## What you are asked to do
Repeat the records word for word, excluding any picture.

## Material shown
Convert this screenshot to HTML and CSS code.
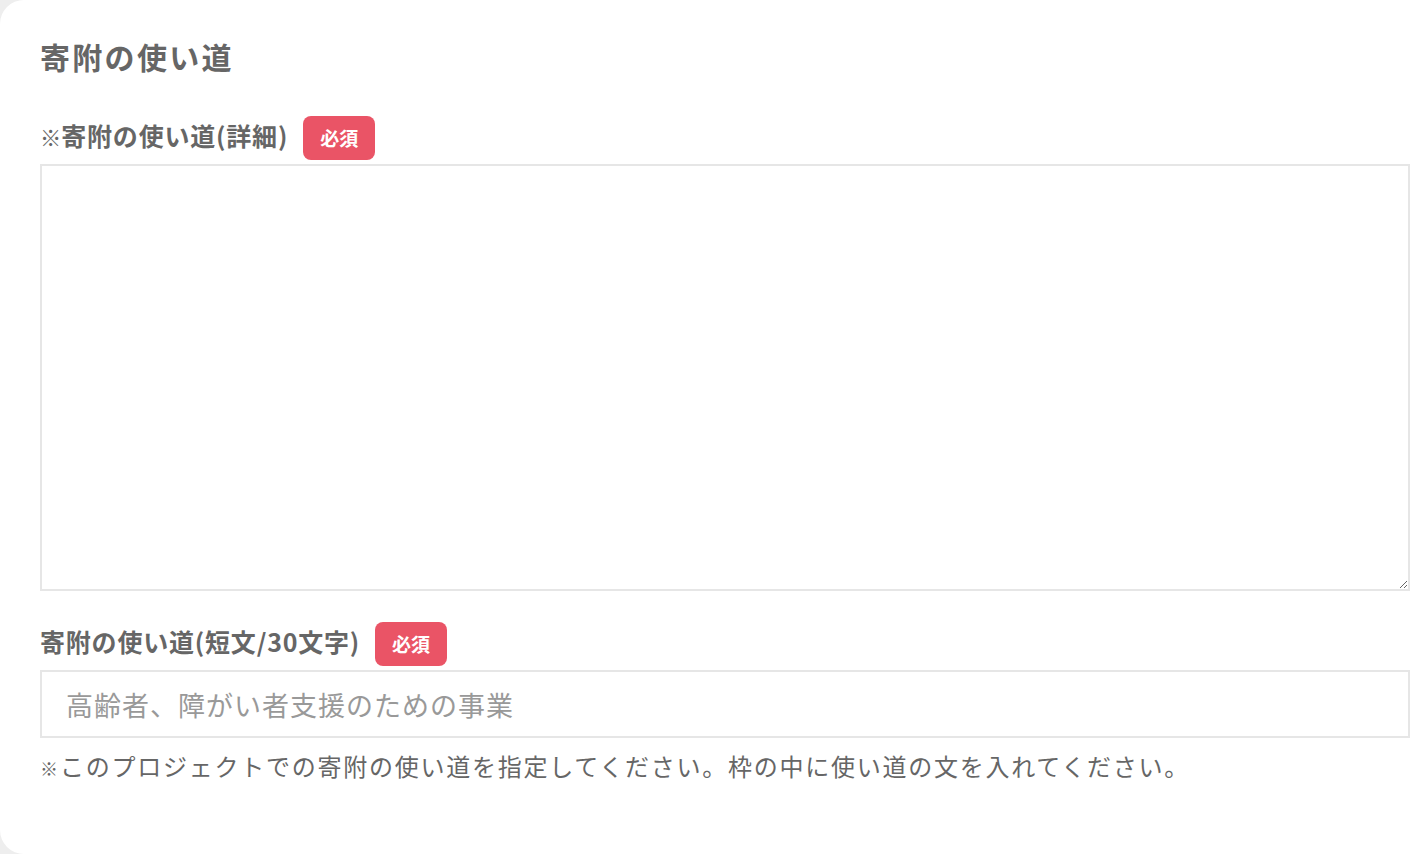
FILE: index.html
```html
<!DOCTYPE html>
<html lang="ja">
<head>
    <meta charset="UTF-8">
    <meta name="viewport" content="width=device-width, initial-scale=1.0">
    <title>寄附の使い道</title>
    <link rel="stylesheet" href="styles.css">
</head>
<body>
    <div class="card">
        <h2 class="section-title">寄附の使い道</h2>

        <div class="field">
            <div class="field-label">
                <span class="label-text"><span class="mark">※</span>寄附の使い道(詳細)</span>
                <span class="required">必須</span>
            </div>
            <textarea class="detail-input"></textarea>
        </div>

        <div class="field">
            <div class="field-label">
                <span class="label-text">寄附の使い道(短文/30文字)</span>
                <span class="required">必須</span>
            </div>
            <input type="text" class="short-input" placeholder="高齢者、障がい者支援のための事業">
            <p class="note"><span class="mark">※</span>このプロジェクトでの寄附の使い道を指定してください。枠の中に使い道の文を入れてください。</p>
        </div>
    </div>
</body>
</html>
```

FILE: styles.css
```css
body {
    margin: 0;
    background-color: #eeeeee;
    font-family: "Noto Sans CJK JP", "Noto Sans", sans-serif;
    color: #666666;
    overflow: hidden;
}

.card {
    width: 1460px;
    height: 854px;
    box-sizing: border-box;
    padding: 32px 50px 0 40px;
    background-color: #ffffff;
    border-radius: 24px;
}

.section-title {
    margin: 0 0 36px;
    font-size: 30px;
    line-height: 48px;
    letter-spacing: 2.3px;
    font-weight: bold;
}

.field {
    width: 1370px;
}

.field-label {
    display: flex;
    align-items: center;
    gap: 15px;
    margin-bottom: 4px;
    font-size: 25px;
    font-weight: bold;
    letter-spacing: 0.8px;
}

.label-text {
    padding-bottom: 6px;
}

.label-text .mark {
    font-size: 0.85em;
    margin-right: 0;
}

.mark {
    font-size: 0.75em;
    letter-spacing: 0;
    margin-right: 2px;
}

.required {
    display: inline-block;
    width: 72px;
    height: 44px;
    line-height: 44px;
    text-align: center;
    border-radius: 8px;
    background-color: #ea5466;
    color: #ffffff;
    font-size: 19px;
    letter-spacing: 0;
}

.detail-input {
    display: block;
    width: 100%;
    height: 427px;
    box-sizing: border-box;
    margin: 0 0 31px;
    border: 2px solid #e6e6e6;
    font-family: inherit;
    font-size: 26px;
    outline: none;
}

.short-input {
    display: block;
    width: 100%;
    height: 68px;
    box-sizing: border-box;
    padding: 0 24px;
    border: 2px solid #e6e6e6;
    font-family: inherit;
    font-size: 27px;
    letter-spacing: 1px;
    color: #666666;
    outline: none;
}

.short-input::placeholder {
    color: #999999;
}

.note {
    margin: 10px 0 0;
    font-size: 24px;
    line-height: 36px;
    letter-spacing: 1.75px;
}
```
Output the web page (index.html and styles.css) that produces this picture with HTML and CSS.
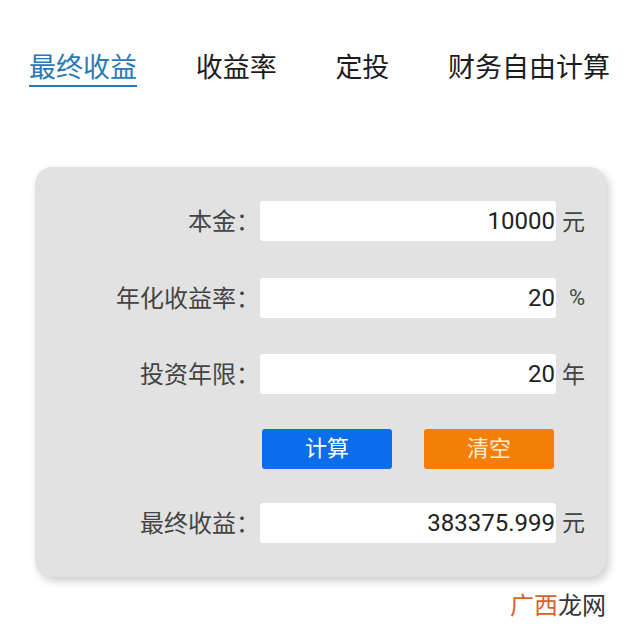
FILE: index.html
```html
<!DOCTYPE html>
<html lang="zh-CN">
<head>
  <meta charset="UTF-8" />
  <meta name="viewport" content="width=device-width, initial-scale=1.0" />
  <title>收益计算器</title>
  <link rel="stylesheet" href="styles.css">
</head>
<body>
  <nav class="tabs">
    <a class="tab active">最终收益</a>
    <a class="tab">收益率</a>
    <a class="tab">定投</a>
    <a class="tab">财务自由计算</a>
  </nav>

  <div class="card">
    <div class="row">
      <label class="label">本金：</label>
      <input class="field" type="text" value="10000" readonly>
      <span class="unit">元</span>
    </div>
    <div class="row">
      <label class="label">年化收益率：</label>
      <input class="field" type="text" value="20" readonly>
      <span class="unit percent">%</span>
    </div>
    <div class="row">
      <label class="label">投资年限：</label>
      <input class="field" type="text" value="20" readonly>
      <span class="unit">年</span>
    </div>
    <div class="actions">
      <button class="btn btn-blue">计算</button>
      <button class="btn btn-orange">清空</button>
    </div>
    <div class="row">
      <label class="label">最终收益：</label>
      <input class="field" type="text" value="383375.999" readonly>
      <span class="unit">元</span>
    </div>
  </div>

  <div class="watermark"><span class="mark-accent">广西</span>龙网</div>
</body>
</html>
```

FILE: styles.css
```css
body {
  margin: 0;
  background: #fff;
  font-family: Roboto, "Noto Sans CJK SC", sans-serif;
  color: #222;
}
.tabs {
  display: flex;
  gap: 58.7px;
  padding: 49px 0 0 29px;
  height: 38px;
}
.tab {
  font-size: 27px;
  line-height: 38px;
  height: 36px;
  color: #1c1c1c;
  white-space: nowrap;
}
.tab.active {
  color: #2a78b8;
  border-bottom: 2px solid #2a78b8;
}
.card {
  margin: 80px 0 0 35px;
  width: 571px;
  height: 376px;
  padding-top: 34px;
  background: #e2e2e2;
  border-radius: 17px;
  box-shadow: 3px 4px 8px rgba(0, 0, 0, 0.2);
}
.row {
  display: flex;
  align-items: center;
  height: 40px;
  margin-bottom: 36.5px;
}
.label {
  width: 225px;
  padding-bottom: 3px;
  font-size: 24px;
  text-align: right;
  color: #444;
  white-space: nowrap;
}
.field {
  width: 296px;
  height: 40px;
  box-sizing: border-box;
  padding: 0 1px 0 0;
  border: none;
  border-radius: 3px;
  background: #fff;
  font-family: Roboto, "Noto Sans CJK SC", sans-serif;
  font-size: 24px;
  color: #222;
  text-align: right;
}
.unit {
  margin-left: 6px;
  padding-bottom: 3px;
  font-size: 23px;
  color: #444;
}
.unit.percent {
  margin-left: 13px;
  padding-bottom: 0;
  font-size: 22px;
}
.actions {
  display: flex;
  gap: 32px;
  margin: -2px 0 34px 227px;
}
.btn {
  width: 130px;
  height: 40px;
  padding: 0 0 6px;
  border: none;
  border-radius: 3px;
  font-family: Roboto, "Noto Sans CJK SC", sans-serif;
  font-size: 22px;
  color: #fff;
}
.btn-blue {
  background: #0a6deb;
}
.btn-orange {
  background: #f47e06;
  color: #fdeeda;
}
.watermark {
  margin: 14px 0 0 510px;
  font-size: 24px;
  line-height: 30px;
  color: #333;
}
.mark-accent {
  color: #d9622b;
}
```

## Answer to the problem
Convert this screenshot to HTML and CSS code.
FILE: index.html
```html
<!DOCTYPE html>
<html lang="ja">
<head>
    <meta charset="UTF-8">
    <meta name="viewport" content="width=device-width, initial-scale=1.0">
    <title>寄附の使い道</title>
    <link rel="stylesheet" href="styles.css">
</head>
<body>
    <div class="card">
        <h2 class="section-title">寄附の使い道</h2>

        <div class="field">
            <div class="field-label">
                <span class="label-text"><span class="mark">※</span>寄附の使い道(詳細)</span>
                <span class="required">必須</span>
            </div>
            <textarea class="detail-input"></textarea>
        </div>

        <div class="field">
            <div class="field-label">
                <span class="label-text">寄附の使い道(短文/30文字)</span>
                <span class="required">必須</span>
            </div>
            <input type="text" class="short-input" placeholder="高齢者、障がい者支援のための事業">
            <p class="note"><span class="mark">※</span>このプロジェクトでの寄附の使い道を指定してください。枠の中に使い道の文を入れてください。</p>
        </div>
    </div>
</body>
</html>
```

FILE: styles.css
```css
body {
    margin: 0;
    background-color: #eeeeee;
    font-family: "Noto Sans CJK JP", "Noto Sans", sans-serif;
    color: #666666;
    overflow: hidden;
}

.card {
    width: 1460px;
    height: 854px;
    box-sizing: border-box;
    padding: 32px 50px 0 40px;
    background-color: #ffffff;
    border-radius: 24px;
}

.section-title {
    margin: 0 0 36px;
    font-size: 30px;
    line-height: 48px;
    letter-spacing: 2.3px;
    font-weight: bold;
}

.field {
    width: 1370px;
}

.field-label {
    display: flex;
    align-items: center;
    gap: 15px;
    margin-bottom: 4px;
    font-size: 25px;
    font-weight: bold;
    letter-spacing: 0.8px;
}

.label-text {
    padding-bottom: 6px;
}

.label-text .mark {
    font-size: 0.85em;
    margin-right: 0;
}

.mark {
    font-size: 0.75em;
    letter-spacing: 0;
    margin-right: 2px;
}

.required {
    display: inline-block;
    width: 72px;
    height: 44px;
    line-height: 44px;
    text-align: center;
    border-radius: 8px;
    background-color: #ea5466;
    color: #ffffff;
    font-size: 19px;
    letter-spacing: 0;
}

.detail-input {
    display: block;
    width: 100%;
    height: 427px;
    box-sizing: border-box;
    margin: 0 0 31px;
    border: 2px solid #e6e6e6;
    font-family: inherit;
    font-size: 26px;
    outline: none;
}

.short-input {
    display: block;
    width: 100%;
    height: 68px;
    box-sizing: border-box;
    padding: 0 24px;
    border: 2px solid #e6e6e6;
    font-family: inherit;
    font-size: 27px;
    letter-spacing: 1px;
    color: #666666;
    outline: none;
}

.short-input::placeholder {
    color: #999999;
}

.note {
    margin: 10px 0 0;
    font-size: 24px;
    line-height: 36px;
    letter-spacing: 1.75px;
}
```
Output the web page (index.html and styles.css) that produces this picture with HTML and CSS.
FILE: index.html
```html
<!DOCTYPE html>
<html lang="zh-CN">
<head>
  <meta charset="UTF-8" />
  <meta name="viewport" content="width=device-width, initial-scale=1.0" />
  <title>收益计算器</title>
  <link rel="stylesheet" href="styles.css">
</head>
<body>
  <nav class="tabs">
    <a class="tab active">最终收益</a>
    <a class="tab">收益率</a>
    <a class="tab">定投</a>
    <a class="tab">财务自由计算</a>
  </nav>

  <div class="card">
    <div class="row">
      <label class="label">本金：</label>
      <input class="field" type="text" value="10000" readonly>
      <span class="unit">元</span>
    </div>
    <div class="row">
      <label class="label">年化收益率：</label>
      <input class="field" type="text" value="20" readonly>
      <span class="unit percent">%</span>
    </div>
    <div class="row">
      <label class="label">投资年限：</label>
      <input class="field" type="text" value="20" readonly>
      <span class="unit">年</span>
    </div>
    <div class="actions">
      <button class="btn btn-blue">计算</button>
      <button class="btn btn-orange">清空</button>
    </div>
    <div class="row">
      <label class="label">最终收益：</label>
      <input class="field" type="text" value="383375.999" readonly>
      <span class="unit">元</span>
    </div>
  </div>

  <div class="watermark"><span class="mark-accent">广西</span>龙网</div>
</body>
</html>
```

FILE: styles.css
```css
body {
  margin: 0;
  background: #fff;
  font-family: Roboto, "Noto Sans CJK SC", sans-serif;
  color: #222;
}
.tabs {
  display: flex;
  gap: 58.7px;
  padding: 49px 0 0 29px;
  height: 38px;
}
.tab {
  font-size: 27px;
  line-height: 38px;
  height: 36px;
  color: #1c1c1c;
  white-space: nowrap;
}
.tab.active {
  color: #2a78b8;
  border-bottom: 2px solid #2a78b8;
}
.card {
  margin: 80px 0 0 35px;
  width: 571px;
  height: 376px;
  padding-top: 34px;
  background: #e2e2e2;
  border-radius: 17px;
  box-shadow: 3px 4px 8px rgba(0, 0, 0, 0.2);
}
.row {
  display: flex;
  align-items: center;
  height: 40px;
  margin-bottom: 36.5px;
}
.label {
  width: 225px;
  padding-bottom: 3px;
  font-size: 24px;
  text-align: right;
  color: #444;
  white-space: nowrap;
}
.field {
  width: 296px;
  height: 40px;
  box-sizing: border-box;
  padding: 0 1px 0 0;
  border: none;
  border-radius: 3px;
  background: #fff;
  font-family: Roboto, "Noto Sans CJK SC", sans-serif;
  font-size: 24px;
  color: #222;
  text-align: right;
}
.unit {
  margin-left: 6px;
  padding-bottom: 3px;
  font-size: 23px;
  color: #444;
}
.unit.percent {
  margin-left: 13px;
  padding-bottom: 0;
  font-size: 22px;
}
.actions {
  display: flex;
  gap: 32px;
  margin: -2px 0 34px 227px;
}
.btn {
  width: 130px;
  height: 40px;
  padding: 0 0 6px;
  border: none;
  border-radius: 3px;
  font-family: Roboto, "Noto Sans CJK SC", sans-serif;
  font-size: 22px;
  color: #fff;
}
.btn-blue {
  background: #0a6deb;
}
.btn-orange {
  background: #f47e06;
  color: #fdeeda;
}
.watermark {
  margin: 14px 0 0 510px;
  font-size: 24px;
  line-height: 30px;
  color: #333;
}
.mark-accent {
  color: #d9622b;
}
```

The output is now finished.